横浜のいじめ事件2016年11月16日 22:29

 福島から避難してきた小学生がいじめを受け、やがて金品の強要にまでエスカレートし、不登校状態に陥ったことが明るみに出て、学校・教育委員会の不作為が厳しく指摘されている。

 いじめた側に同情の余地はない。だが、問題はすでに「いじめ」の域ではないだろう。明らかに社会的に弱者の位置にいるものから強請り・たかりで金品をむしりとるのは、すでに犯罪である。そのような行為を行ったのが何歳であるのかはなんの問題にもならない。

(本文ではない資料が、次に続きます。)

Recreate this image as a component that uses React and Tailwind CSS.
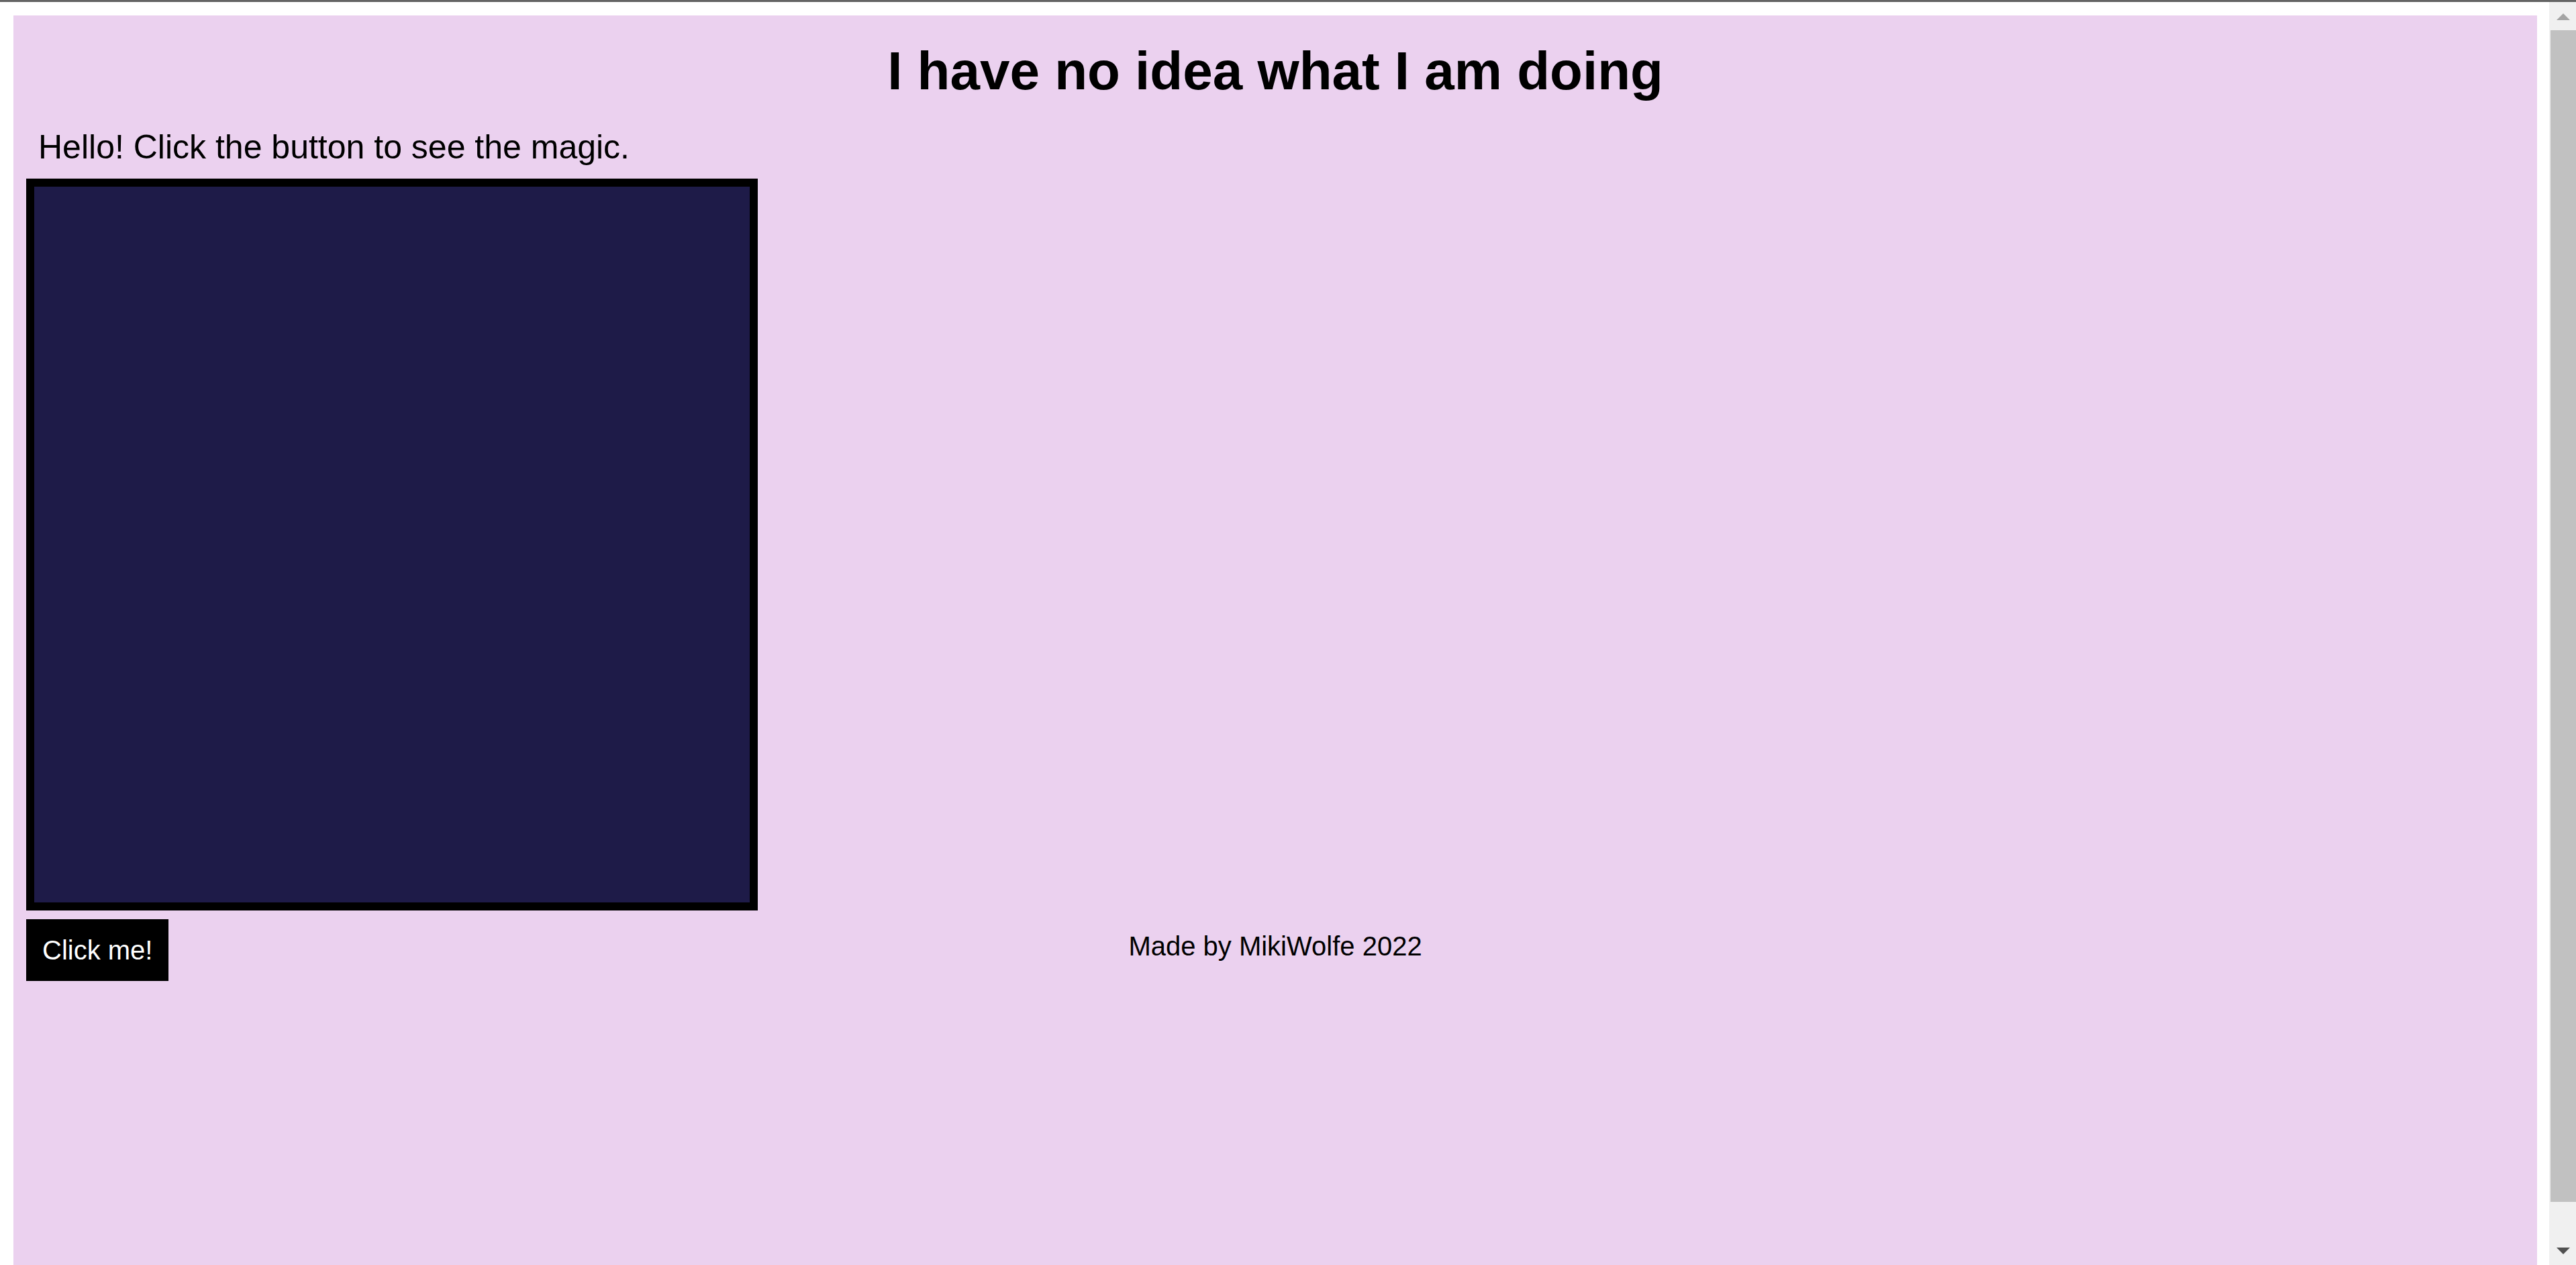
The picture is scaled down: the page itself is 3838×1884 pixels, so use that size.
import React from 'react';

const ScrollBar = () => (
    <div className='w-[40px] bg-[#f0f0f0] flex flex-col'>
        <div className='h-[42px] flex items-start justify-center pt-[17px] pl-[2px]'>
            <div className='w-0 h-0 border-l-[10px] border-r-[10px] border-b-[10px] border-l-transparent border-r-transparent border-b-[#a3a3a3]' />
        </div>
        <div className='ml-[2px] h-[1745px] bg-[#c1c1c1]' />
        <div className='flex-1 flex items-end justify-center pb-[16px] pl-[2px]'>
            <div className='w-0 h-0 border-l-[10px] border-r-[10px] border-t-[10px] border-l-transparent border-r-transparent border-t-[#505050]' />
        </div>
    </div>
);

const App = () => {
    return (
        <div className='w-[3838px] h-[1884px] bg-white flex flex-col overflow-hidden font-["Liberation_Sans",Arial,sans-serif] text-black'>
            <div className='h-[3px] bg-[#646464]' />
            <div className='flex flex-1 min-h-0'>
                <div className='flex-1 pl-[20px] pr-[18px] pt-[20px]'>
                    {/* page body */}
                    <div className='h-full bg-[#ebd1ef] px-[19px] pt-[37px]'>
                        <h1 className='text-center text-[80px] leading-[92px] font-bold'>I have no idea what I am doing</h1>
                        <p className='mt-[38px] pl-[18px] text-[50px] leading-[58px]'>Hello! Click the button to see the magic.</p>

                        <div className='mt-[18px] w-[1090px] h-[1090px] border-[12px] border-black bg-[#1e1b48]' />

                        <div className='mt-[13px] grid grid-cols-[1fr_auto_1fr] items-start'>
                            <div>
                                <button className='bg-black text-white text-[40px] leading-[46px] px-[24px] py-[23px]'>Click me!</button>
                            </div>
                            <p className='pt-[17px] text-[40px] leading-[46px] text-center'>Made by MikiWolfe 2022</p>
                            <div />
                        </div>
                    </div>
                </div>
                <ScrollBar />
            </div>
        </div>
    );
};

export default App;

 生きることを宣言した被害者の強さは、家族の強い支えがあってこそのものであり、震災の被害を乗り越えた東北の人々の思いがあってのことだ。それに引き換え、加害者側の心のさもしさ、弱さ、人間としての貧しさ、汚さ、あさましさは、あまりに対照的だ。学校の調査を「おごってもらっただけ」などとうそぶいて言い逃れたままであれば、彼らはおそらく、新たな犠牲者を見つけ出し、同じような強請り・たかりを働いていたのではないか。そうであれば、加害者のこれからの人生には破滅しか残されていない。

 天網恢恢疎にして漏らさずという。今回事件が明るみになったことで、厚生の機会が明示されたことを、加害者側がどれほど真摯に受け止めるのか。加害者を犯罪に引きずり込む結果となった彼らの周囲が、この事実をどう受け止めるのか。加害者側の課題は非常に大きい。